Dr. Erin Zaffini has been teaching music education for six years at Keene State College. She is the recent winner of the 2017 Keene State College Excellence in Teaching Award. This award honors KSC faculty members who have shown outstanding qualities as educators. According to KSC’s website, the award is based on excellence in teaching and effective student advising for full-time faculty who have been teaching at KSC for at least three years.
Zaffini said she was “thrilled” to hear she had won the award. “The best part about it was reading the students’ comments and their feedback and their support for me to earn the award,” Zaffini said. “That made me very gracious; I’m just filled with gratitude for what they do for me and my profession, and just giving me a renewed sense of purpose for why I’m doing what I’m doing.”
KSC senior Micayla Mahoney is currently working as a student teacher alongside Zaffini and had her as a professor in the past. “Dr. Zaffini always makes her students dig deeper into topics and makes sure students really understand. She was extremely deserving of this award due to the fact that she inspires students to learn and want to teach,” Mahoney said.
Zaffini also teaches music at the K-8 public schools. Chair of the Music Department Heather Gilligan said. “She’s an instructor who is able to bring her daily practice into the classroom. She’s a great role model for the students because not only is she teaching them her best practices for music education, but she’s also providing an example through her teaching experience.”
KSC senior Amy Buonpane said Zaffini’s teaching ability has helped prepare her for the real world. “I constantly find myself relating what I have learned in Dr. Zaffini’s classes back to my professional career, whether that’s in other classes I’ve taken, practicum placements, professional development classes, or in my current student placement classes,” Buonpane said.
Buonpane also works with Zaffini through the National Association for Music Education ( NAfME). Zaffini is the collegiate coordinator for the state of New Hampshire. “In her position as collegiate coordinator, I am able to watch her thrive as she works to bring together collegiates from all over the state of New Hampshire in order to ensure that the future of music education is in good hands. It’s inspiring watching her,” Buonpane said .

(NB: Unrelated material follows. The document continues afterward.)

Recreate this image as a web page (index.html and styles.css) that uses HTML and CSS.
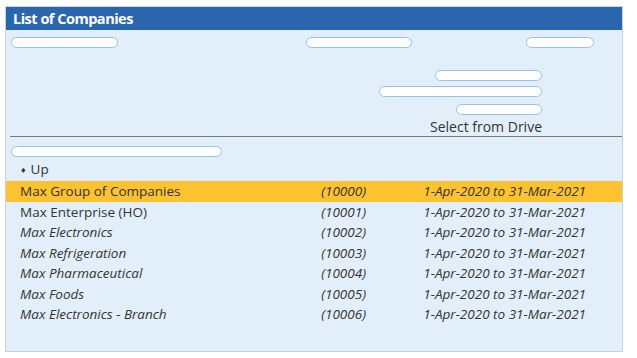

Zaffini said of her students, “I absolutely love the students. I love their personalities. I love their growth. I love seeing them excel. I love helping them through challenges. They really just make my career so worthwhile. It’s definitely, by far, the best part of my job.”
Gilligan said, “Her student evaluations are pretty clear in that she has a great balance of rigor and support in her classrooms. They all talk about her giving constructive feedback and helping students improve in their teaching skills.” Gilligan also said that Dr. Zaffini is teaching an ISP class that is three and one-half hours long but, “her students said she just has so much energy it makes those three and a half hours go by quickly. She’s very well-loved by her students.
The reason Zaffini chose to teach music in her career is because, “I’ve always loved music…I felt that I had found a home myself through music.”